July 17, 1933: Dillinger robs the Commercial Bank in Daleville, his first bank robbery. The take was $3,500. The building stood vacant in the Delaware County town for many years until it was torn down a decade ago.

Jan. 15, 1934: During a bank heist in East Chicago that netted the Dillinger gang $20,000, a police officer is slain. Dillinger is charged with murder.

Jan. 23, 1934: Dillinger is arrested in Arizona and is extradited to Indiana. Held in the Crown Point Jail, he carves a gun out of a piece of wood using razor blades and bluffs his way out of jail with a hostage at “gunpoint” and into a getaway car. It is the second time he has escaped custody in less than a year.
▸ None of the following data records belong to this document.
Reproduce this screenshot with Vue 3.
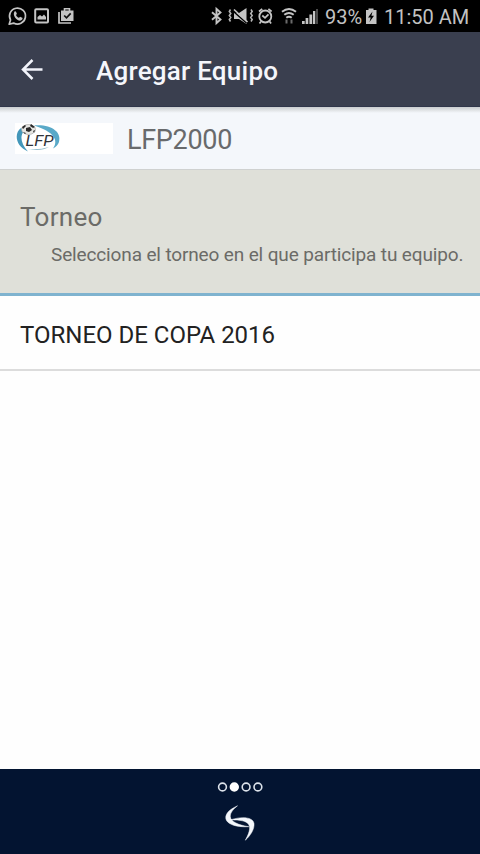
<script setup>
const team = 'LFP2000'
const tournaments = ['TORNEO DE COPA 2016']
const pages = [0, 1, 2, 3]
const activePage = 1
</script>

<template>
  <div class="screen">
    <div class="status">
      <svg class="notices" width="80" height="32" viewBox="0 0 80 32">
        <path d="M9.2 24.2 10.5 20A8 8 0 1 1 13.6 23.1Z" fill="none" stroke="#c4c4c4" stroke-width="1.7" stroke-linejoin="round" />
        <path d="M14.4 11.7c.7-.6 1.4-.4 1.7.3l.7 1.6c.2.5-.7 1.2-.7 1.6.6 1.3 1.5 2.1 2.8 2.6.5.1 1.1-1.2 1.6-.9l1.8.9c.8.5-.2 2.5-1.7 2.8-3.8.5-8.5-5.3-6.2-8.9z" fill="#c4c4c4" />
        <rect x="35.2" y="9.2" width="12.8" height="13.2" rx="1" fill="none" stroke="#c4c4c4" stroke-width="2" />
        <path d="M37.5 19.500v-2.500l2.500-2 2 1.500 2-2 2 2.500v2.500z" fill="#c4c4c4" />
        <path d="M59 12v11h12" fill="none" stroke="#c4c4c4" stroke-width="1.7" />
        <path d="M64.5 11V8.800h5V11" fill="none" stroke="#c4c4c4" stroke-width="1.6" />
        <path d="M61 10.500h12.500v10.500H61z" fill="#c4c4c4" />
        <path d="m64.2 15.500 2.300 2.300 4.200-4.400" fill="none" stroke="#111" stroke-width="1.7" />
      </svg>
      <svg class="signals" width="120" height="32" viewBox="205 0 120 32">
        <path d="m212 12.200 8.500 7.300-4 3.700V8.800l4 3.700-8.500 7.300" fill="none" stroke="#c4c4c4" stroke-width="1.9" />
        <path d="M230.500 9.500l-1.200 2 1.500 2-1.500 2 1.500 2-1.500 2 1.200 2M251 9.500l1.200 2-1.500 2 1.500 2-1.500 2 1.500 2-1.200 2" fill="none" stroke="#b5b5b5" stroke-width="1.5" />
        <path d="M234 13h5l7.500-5v16l-7.500-5h-5z" fill="#c4c4c4" />
        <path d="m233.500 11.500 13 11.500" stroke="#000" stroke-width="1.5" />
        <path d="m234 9.500 13.500 12.500" stroke="#c4c4c4" stroke-width="1.7" />
        <circle cx="265.3" cy="16.5" r="6" fill="none" stroke="#c4c4c4" stroke-width="1.8" />
        <path d="m259 11.500 3.200-2.700M271.600 11.500l-3.200-2.700M261 21.500l-1.500 2M269.600 21.500l1.500 2M262.300 15.500l2.700 2.300 3.500-3.500" fill="none" stroke="#c4c4c4" stroke-width="1.7" />
        <path d="M282 11.800q7-5.500 14 0M284.300 14.800q4.700-3.700 9.400 0M286.300 17.800q2.700-2 5.400 0" fill="none" stroke="#c4c4c4" stroke-width="2" />
        <path d="M286.500 19.500v4M291.500 19.500v4" fill="none" stroke="#6a6a6a" stroke-width="2" />
        <path d="M302 21h2.700v3H302zM305.600 18h2.700v6h-2.700zM309.400 14.500h2.800V24h-2.800z" fill="#c4c4c4" />
        <path d="M313 11h2.300v13H313z" fill="#c4c4c4" /><path d="M316 9h2v15h-2z" fill="#4b4b4b" />
      </svg>
      <span class="percent">93%</span>
      <svg class="battery" width="12" height="32" viewBox="0 0 12 32">
        <path d="M3.500 8.500h5V10H11.500v14H1V10h2.500z" fill="#c4c4c4" />
        <path d="M7.500 11.500 3 17.500h2.700L4.500 22 9 15.800H6.400z" fill="#000" />
      </svg>
      <span class="clock">11:50 AM</span>
    </div>

    <header class="toolbar">
      <svg class="back" width="24" height="24" viewBox="0 0 24 24">
        <path d="M22.500 12.500H3M12.500 3 3 12.500 12.500 22" fill="none" stroke="#f2f4fb" stroke-width="2.5" />
      </svg>
      <h1>Agregar Equipo</h1>
    </header>

    <div class="team">
      <div class="crest">
        <svg width="98" height="31" viewBox="0 0 98 31">
          <path d="M6 5C-1 10 0 23 13 28.500 6 21 4.500 13 9 8Z" fill="#4397ba" />
          <path d="M19 2.500C36 1 47 9 44 19c-1 3-3 5-6 6.500 6-8 1-17-19-23z" fill="#59a9c8" />
          <path d="M13 26q12 1 21-2-8 4.500-21 2z" fill="#8ab8c8" />
          <ellipse cx="13.500" cy="6.500" rx="7" ry="5" fill="#e5e5e2" stroke="#999" stroke-width=".6" />
          <path d="m11 5 4-1 2 3-3 2-3-1zM7 4l3-2 1 1-3 3zM16 1l4 3-2 1-3-2zM8 9l3 1-1 1zM18 8l2-1-1 3z" fill="#292929" />
          <text x="10.500" y="22.500" class="logo-text" textLength="28" lengthAdjust="spacingAndGlyphs">LFP</text>
        </svg>
      </div>
      <span>{{ team }}</span>
    </div>

    <section class="intro">
      <h2>Torneo</h2>
      <p>Selecciona el torneo en el que participa tu equipo.</p>
    </section>

    <main>
      <div v-for="item in tournaments" :key="item" class="option"><span>{{ item }}</span></div>
    </main>

    <footer>
      <svg class="pager" width="46" height="12" viewBox="0 0 46 12">
        <circle v-for="page in pages" :key="page" :cx="5.5 + page * 11.8" cy="6" r="3.9" :class="{ active: page === activePage }" />
      </svg>
      <svg class="brand" width="30" height="36" viewBox="0 0 30 36">
        <path d="M12.500.8C4.500 4.500.3 8.500.8 13.500c.7 5 9 9 23 8.200C13 20 5.500 16.500 5.300 11.500 5.200 7.500 8.500 4 12.500.8Z" fill="#f4f7fb" stroke="#f4f7fb" stroke-width=".5" />
        <path d="M20.300 35.200C26 30 29.500 24 29 18.500 28.300 12.200 17 10.800 4.500 15.200c10.500-.9 19 .9 20 6.300.6 4.300-1.700 9.200-4.200 13.700Z" fill="#f4f7fb" stroke="#f4f7fb" stroke-width=".5" />
      </svg>
    </footer>
  </div>
</template>

<style>
body { background: #fff; }
</style>

<style scoped>
.screen { width: 480px; height: 854px; display: flex; flex-direction: column; background: #fefefe; font-family: Roboto, sans-serif; overflow: hidden; }
.screen * { box-sizing: border-box; }
svg { display: block; flex: none; }
span, h1, h2, p { white-space: nowrap; }
.status { height: 32px; flex: none; display: flex; align-items: center; background: #000; color: #c2c2c2; font-size: 20px; line-height: 32px; }
.signals { margin-left: 125px; }
.percent { width: 40px; padding-top: 2px; }
.clock { margin-left: 7px; padding-top: 2px; }
.toolbar { height: 75px; flex: none; display: flex; align-items: center; padding-left: 20px; background: #3a3f4f; border-bottom: 1px solid #30364a; }
.toolbar h1 { margin: 3px 0 0 52px; color: #f5f6fb; font-size: 26px; line-height: 32px; font-weight: 500; letter-spacing: .24px; }
.team { height: 63px; flex: none; display: flex; align-items: center; padding-left: 15px; background: linear-gradient(#c9cccf, #dfe2e4 3px, #f4f7fb 6px); border-bottom: 1px solid #cfd1d0; color: #686a6c; font-size: 27px; letter-spacing: -.3px; }
.team span { padding-top: 3px; }
.crest { width: 98px; height: 31px; margin-right: 14px; background: #fff; }
.logo-text { font: italic 400 14px Roboto, sans-serif; fill: #30343a; letter-spacing: 0; }
.intro { height: 126px; flex: none; padding: 31px 0 0 20px; background: #dfe0d9; border-bottom: 3px solid #7fb3cf; color: #6b6b67; }
.intro h2 { margin: 0; font-size: 26px; line-height: 32px; font-weight: 400; letter-spacing: .3px; }
.intro p { margin: 10px 0 0 31px; font-size: 19px; line-height: 24px; letter-spacing: -.14px; }
main { flex: 1; }
.option { height: 75px; display: flex; align-items: center; padding: 4px 0 0 20px; border-bottom: 2px solid #dcdcdc; color: #222; font-size: 24px; }
footer { height: 85px; flex: none; display: flex; flex-direction: column; align-items: center; background: #031431; padding-top: 12px; }
.pager circle { fill: none; stroke: #dce2ea; stroke-width: 1.6px; }
.pager circle.active { fill: #fff; stroke: #fff; }
.brand { margin-top: 12px; }
</style>
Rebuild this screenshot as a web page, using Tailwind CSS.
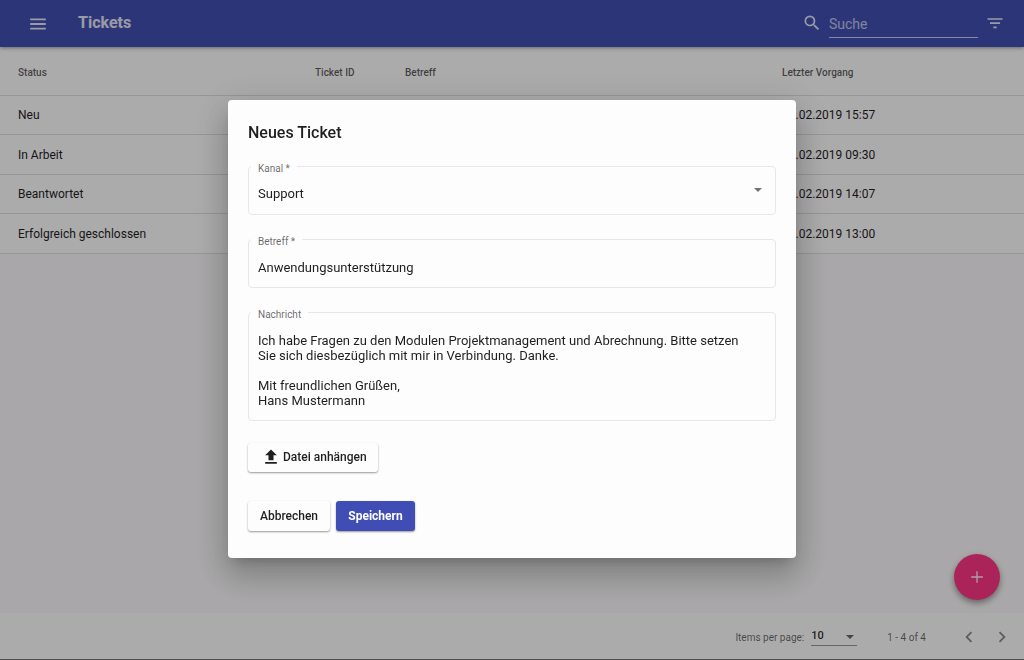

April 20, 1934: Holed up at the Little Bohemia Lodge in Wisconsin, Dillinger and a group of notorious gunmen – Babyface Nelson among them – exchange gunfire with FBI agents in a shootout that leaves two dead and four people injured. Dillinger escapes.

July 22, 1934: With a $10,000 bounty put in place by FBI Director J. Edgar Hoover, Dillinger tries to lay low in Chicago. He doesn’t know that a friend, Ana Sage, has betrayed him to the FBI. She leads him into a trap outside the Biograph Theater in Chicago, where agents gun him down in an alley.